A key element of the EDWC system that is currently not functioning is the Cunha Canal which is located on the western side of the EDWC discharging into the Demerara River. Located on the edge of the EDWC, the Cunha Canal is intended to serve two purposes. The first is to drain nearby farming areas (Kuru Kururu; Coverden; Pearl and Sarah Johanna). The second use is to manage water levels in the EDWC, which during critical rainy periods needs drainage to keep water levels from exceeding the safe operating level. This reduces the risk of dam breaches caused by the increased stress or overtopping of the dam when water levels are high.
Around 1990, the canal was diverted from its original alignment, taking a turn at, and following the EBD public road and joining the Sarah Johanna channel that flows to the Demerara River. This diversion created a hydraulic barrier in the discharge of the Cunha canal due to the size of the Sarah Johanna channel and restrictions imposed by the bridge and culvert structures constructed to accommodate local access and flow under the Public Road. With this additional flow from the Cunha Canal, the Sarah Johanna channel is now overburdened and does not have the capacity to drain both the areas intended to be served by the original Cunha Canal alignment and the agricultural areas intended to be served by the Sarah Johanna channel. Rehabilitation of the canal would remove hydraulic restrictions, allowing these and other farming areas to be drained, and would allow for additional drainage capacity for the EDWC during storm events.

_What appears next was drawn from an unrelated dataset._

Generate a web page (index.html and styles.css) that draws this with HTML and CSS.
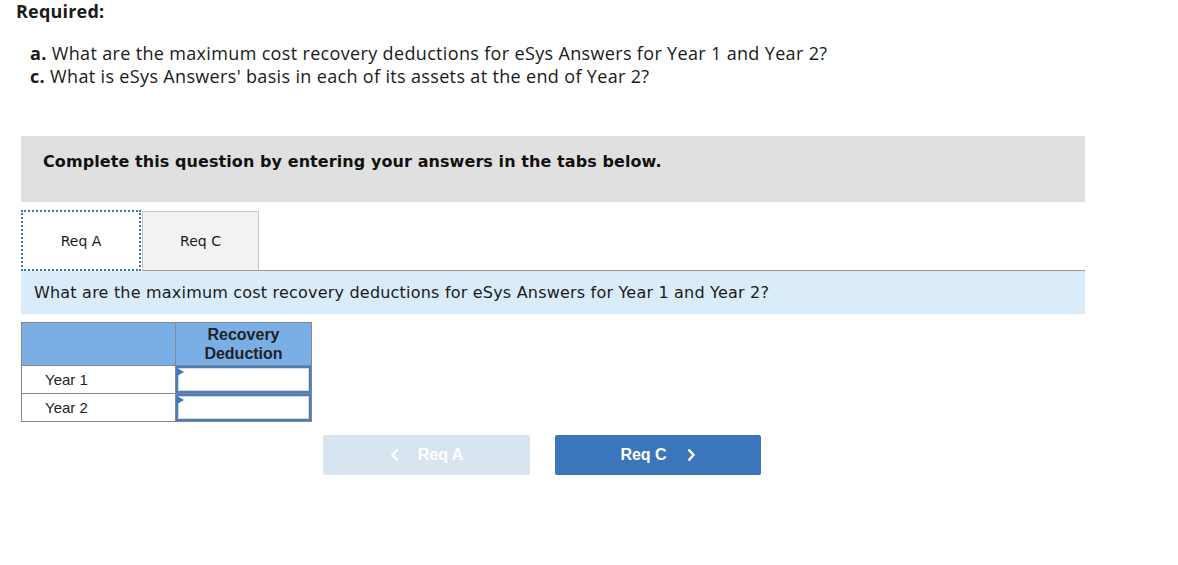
FILE: index.html
```html
<!DOCTYPE html>
<html>
<head>
  <title>Required</title>
  <link rel="stylesheet" href="styles.css">
</head>
<body>
  <div class="page">
    <h2 class="required">Required:</h2>
    <div class="parts">
      <p><b>a.</b> What are the maximum cost recovery deductions for eSys Answers for Year 1 and Year 2?</p>
      <p><b>c.</b> What is eSys Answers' basis in each of its assets at the end of Year 2?</p>
    </div>

    <div class="intro">Complete this question by entering your answers in the tabs below.</div>

    <div class="tabs">
      <div class="tab active">Req A</div>
      <div class="tab">Req C</div>
      <div class="tab-rest"></div>
    </div>
    <div class="question">What are the maximum cost recovery deductions for eSys Answers for Year 1 and Year 2?</div>

    <table class="grid">
      <tr>
        <th class="label-col"></th>
        <th class="value-col">Recovery<br>Deduction</th>
      </tr>
      <tr>
        <td class="label">Year 1</td>
        <td class="cell"><input type="text" class="entry"><span class="flag"></span></td>
      </tr>
      <tr>
        <td class="label">Year 2</td>
        <td class="cell"><input type="text" class="entry"><span class="flag"></span></td>
      </tr>
    </table>

    <div class="nav">
      <button class="navbtn prev">
        <svg class="chev left" width="10" height="14" viewBox="0 0 10 14"><path d="M7.5 1.5 L2.5 7 L7.5 12.5" fill="none" stroke="#fff" stroke-width="2.4"/></svg>
        Req A
      </button>
      <button class="navbtn next">
        Req C
        <svg class="chev right" width="10" height="14" viewBox="0 0 10 14"><path d="M2.5 1.5 L7.5 7 L2.5 12.5" fill="none" stroke="#fff" stroke-width="2.4"/></svg>
      </button>
    </div>
  </div>
</body>
</html>
```

FILE: styles.css
```css
body {
  margin: 0;
  font-family: "Open Sans", Arial, sans-serif;
  color: #1a1a1a;
  background-color: #fff;
}

.page {
  width: 1064px;
  padding-left: 21px;
}

.required {
  margin: 0 0 0 -5px;
  font-size: 18px;
  line-height: 22px;
  font-weight: 700;
  letter-spacing: 0.2px;
}

.parts {
  margin-top: 20px;
  padding-left: 9px;
}

.parts p {
  margin: 0;
  font-size: 18px;
  line-height: 23px;
  letter-spacing: 0.34px;
}

.intro {
  box-sizing: border-box;
  margin-top: 48px;
  height: 66px;
  padding: 16px 0 0 22px;
  background-color: #e0e0e0;
  font-family: "DejaVu Sans", Verdana, sans-serif;
  font-size: 16px;
  line-height: 20px;
  font-weight: bold;
  letter-spacing: 0.08px;
  color: #111;
}

.tabs {
  margin-top: 8px;
  display: flex;
  align-items: flex-end;
  height: 61px;
}

.tab {
  box-sizing: border-box;
  width: 117px;
  height: 60px;
  display: flex;
  align-items: center;
  justify-content: center;
  background-color: #f2f2f2;
  border: 1px solid #c6c6c6;
  border-bottom: 1px solid #999;
  font-family: "DejaVu Sans", Verdana, sans-serif;
  font-size: 14px;
  color: #1a1a1a;
}

.tab.active {
  width: 120px;
  height: 61px;
  margin-right: 1px;
  background-color: #fff;
  border: 2px dotted #3a76b9;
  padding-top: 1px;
}

.tab-rest {
  flex: 1;
  border-bottom: 1px solid #999;
}

.question {
  box-sizing: border-box;
  height: 43px;
  padding-left: 13px;
  display: flex;
  align-items: center;
  background-color: #daebf9;
  font-family: "DejaVu Sans", Verdana, sans-serif;
  font-size: 16px;
  letter-spacing: 0.2px;
  color: #1a1a1a;
}

.grid {
  margin-top: 8px;
  border-collapse: collapse;
  font-family: "Liberation Sans", Arial, sans-serif;
  font-size: 15px;
  color: #222;
}

.grid th {
  height: 42px;
  padding: 0;
  background-color: #7aaee6;
  border: 1px solid #888;
  font-size: 16px;
  font-weight: bold;
  line-height: 19px;
}

.label-col {
  width: 153px;
}

.value-col {
  width: 135px;
}

.grid td {
  height: 27px;
  padding: 0;
  border: 1px solid #888;
}

.label {
  padding-left: 23px !important;
}

.cell {
  position: relative;
}

.entry {
  display: block;
  box-sizing: border-box;
  width: 135px;
  height: 27px;
  margin: 0;
  border: 2px solid #4a7ebb;
  box-shadow: inset 0 0 0 1px #c9dcf1;
  outline: none;
}

.flag {
  position: absolute;
  left: 1px;
  top: 2px;
  width: 0;
  height: 0;
  border-top: 4px solid transparent;
  border-bottom: 4px solid transparent;
  border-left: 7px solid #3a76b9;
}

.nav {
  margin-top: 13px;
  padding-left: 302px;
  display: flex;
  gap: 25px;
}

.navbtn {
  width: 207px;
  height: 40px;
  display: flex;
  align-items: center;
  justify-content: center;
  border: none;
  border-radius: 2px;
  font-family: "Liberation Sans", Arial, sans-serif;
  font-size: 16px;
  font-weight: bold;
  color: #fff;
  cursor: pointer;
}

.chev.left {
  margin-right: 18px;
}

.chev.right {
  margin-left: 19px;
}

.prev {
  background-color: #d9e4f1;
}

.next {
  width: 206px;
  background-color: #3a76b9;
}
```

The objective of the Cunha Canal Rehabilitation Project is to increase the capacity of the Cunha Canal to drain the East Demerara Water Conservancy and local agricultural areas in its vicinity.

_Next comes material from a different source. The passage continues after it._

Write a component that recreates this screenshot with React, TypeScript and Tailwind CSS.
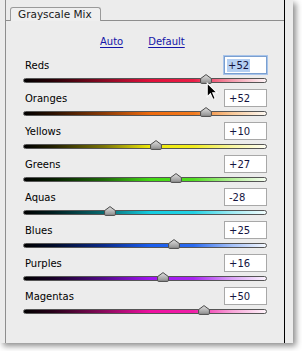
import React from 'react';

interface MixChannel {
  name: string;
  value: number;
  track: string;
}

const channels: MixChannel[] = [
  { name: 'Reds', value: 52, track: 'bg-[linear-gradient(to_right,#000_0%,#2a0006_12%,#8a0a24_33%,#e0103a_52%,#ea1e46_70%,#f49aac_86%,#fdf4f6_100%)]' },
  { name: 'Oranges', value: 52, track: 'bg-[linear-gradient(to_right,#000_0%,#2a1000_12%,#8a3a06_33%,#ee6a0e_52%,#f27a1e_70%,#f8c898_86%,#fdf8f2_100%)]' },
  { name: 'Yellows', value: 10, track: 'bg-[linear-gradient(to_right,#000_0%,#222000_12%,#7a7406_33%,#eee80a_52%,#f0ec20_70%,#f8f6a0_86%,#fefef4_100%)]' },
  { name: 'Greens', value: 27, track: 'bg-[linear-gradient(to_right,#000_0%,#061e00_12%,#1e6a08_33%,#44d814_52%,#52dc22_70%,#b4f098_86%,#f6fdf2_100%)]' },
  { name: 'Aquas', value: -28, track: 'bg-[linear-gradient(to_right,#000_0%,#001e20_12%,#086a70_33%,#14cce0_52%,#24d2e4_70%,#a0ecf4_86%,#f2fcfd_100%)]' },
  { name: 'Blues', value: 25, track: 'bg-[linear-gradient(to_right,#000_0%,#000a28_12%,#0a2a8a_33%,#1a5ef0_52%,#2a6af0_70%,#a4c0f8_86%,#f4f8fe_100%)]' },
  { name: 'Purples', value: 16, track: 'bg-[linear-gradient(to_right,#000_0%,#180028_12%,#520a8a_33%,#a014f0_52%,#a826f0_70%,#dca4f8_86%,#fbf4fe_100%)]' },
  { name: 'Magentas', value: 50, track: 'bg-[linear-gradient(to_right,#000_0%,#28001a_12%,#8a0a5c_33%,#ee10a0_52%,#f020a8_70%,#f8a4d8_86%,#fef4fa_100%)]' },
];

const formatValue = (v: number) => (v > 0 ? `+${v}` : `${v}`);

const Thumb: React.FC<{ value: number }> = ({ value }) => (
  <svg
    className="absolute top-[-4px]"
    style={{ left: 115 + value * 1.2 }}
    width="12"
    height="10"
    viewBox="0 0 12 10"
  >
    <defs>
      <linearGradient id="thumbFill" x1="0" y1="0" x2="0" y2="1">
        <stop offset="0" stopColor="#e2e2e2" />
        <stop offset="1" stopColor="#8c8c8c" />
      </linearGradient>
    </defs>
    <path d="M6 0.6 L11.4 4.6 L11.4 8.4 Q11.4 9.4 10.4 9.4 L1.6 9.4 Q0.6 9.4 0.6 8.4 L0.6 4.6 Z" fill="url(#thumbFill)" stroke="#4a4a4a" strokeWidth="1" />
  </svg>
);

const SliderRow: React.FC<{ channel: MixChannel; focused?: boolean }> = ({ channel, focused }) => (
  <div className="h-[33px] flex flex-col">
    <div className="flex items-center justify-between h-[18px]">
      <span className="pl-[2px] text-[10px] text-black">{channel.name}</span>
      {focused ? (
        <div className="w-[43px] h-[18px] border border-[#7a9fd0] bg-white shadow-[0_0_0_1px_#a8c4ea] flex items-center pl-[2px]">
          <span className="bg-[#b4cff2] text-[10px] text-[#141440] px-[1px] leading-[13px]">{formatValue(channel.value)}</span>
        </div>
      ) : (
        <div className="w-[43px] h-[18px] border border-[#a8a8a8] bg-white flex items-center pl-[4px] text-[10px] text-[#141440]">
          {formatValue(channel.value)}
        </div>
      )}
    </div>
    <div className="relative mt-[4px] h-[5px]">
      <div className={`h-[5px] rounded-full border border-[#555] ${channel.track}`} />
      <Thumb value={channel.value} />
    </div>
  </div>
);

const App: React.FC = () => {
  return (
    <div className="w-[302px] h-[351px] bg-white relative overflow-hidden font-['DejaVu_Sans',sans-serif]">
      <div className="w-[293px] h-[343px] bg-[#ececec] pl-[5px] shadow-[3px_3px_6px_rgba(0,0,0,0.45)]">
        <div className="w-[280px] h-[343px] border-l border-[#8e8e8e] border-r border-r-black">
          {/* Tab header */}
          <div className="flex items-end h-[21px] pt-[7px]">
            <div className="w-[4px] border-b border-[#8e8e8e]" />
            <div className="w-[91px] h-[14px] border border-b-0 border-[#9a9a9a] rounded-t-[3px] bg-[#efefef] flex items-center pl-[7px] text-[10.5px] text-[#1a1a1a]">
              Grayscale Mix
            </div>
            <div className="flex-1 border-b border-[#8e8e8e]" />
          </div>

          <div className="flex gap-[25px] pl-[94px] mt-[13px] h-[14px] items-center text-[10px] text-[#1414a8]">
            <span className="underline underline-offset-2">Auto</span>
            <span className="underline underline-offset-2">Default</span>
          </div>

          <div className="mt-[8px] px-[17px] relative">
            {channels.map((c, i) => (
              <SliderRow key={c.name} channel={c} focused={i === 0} />
            ))}
            {/* mouse pointer */}
            <svg className="absolute left-[200px] top-[26px]" width="13" height="19" viewBox="0 0 12 18">
              <path d="M1 1 L1 14 L4 11 L6.5 16.5 L8.6 15.6 L6.2 10.2 L10.4 10.2 Z" fill="#000" stroke="#fff" strokeWidth="1" />
            </svg>
          </div>
        </div>
      </div>
    </div>
  );
};

export default App;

The project entails, the construction of a bridge across the Land of Canaan Public Road, fixing of the gate and upgrading of the sluice at the outlet of the EDWC as well as the construction of a new sluice into the outlet of the Cunha Canal into the Demerara River. The first sluice will serve as a regulator for water released from the conservancy and the second will control the discharge of water and prevent river water from entering the canal during high tides.
It is within this context that we, in the Ministry of Agriculture, consider ourselves privileged to be partners with the World Bank in the execution of this project. We express profound gratitude to the Project Management Office (PMO) within the Ministry of the Presidency for the provision of support thus far. Today’s activity will result in a more integrated system for the management of the D&I infrastructure in Guyana.
The Rehabilitation of the Cunha Canal has an estimated cost of US$3.2 Million, with 91.7% or US$3 Million from the Guyana REDD+ Investment Fund (GRIF) and the Government of Guyana contribution of US$ 0.27 Million or 8.3%.
Ladies and Gentlemen, rest assured that we are actively working to provide the necessary investments in infrastructure to raise your quality of life through proper drainage and irrigation. While there is much more to be done, I can assure you that my government is resolute in building more relief channels across the coastland, more sluices to release water into the ocean and rivers, installing more pumps to complement the sluices and increasing the holding capacity of our water conservancies. We will also expand the present irrigation system by greater connectivity to water sources, more capacity for irrigation canals and improve the irrigation pump capacities.
I would like to express my appreciation and gratitude to the Project Coordinator, Engineers and other officers at the Agriculture Sector Development Unit (ASDU) for their time and expertise in developing this project and urge them to continue to make this project a success.
In 2017, the Ministry of Agriculture, through the NDIA, will continue to implement aggressive plans for upgrading and rehabilitating drainage and irrigation infrastructure in all regions of Guyana to ensure optimum capacity in drainage and irrigation systems.
Together we can restore our drainage and irrigation system which will offer a better way of life for all Guyanese.
Ladies and Gentlemen, I have great pleasure in officially launching the Cunha Canal Rehabilitation Project.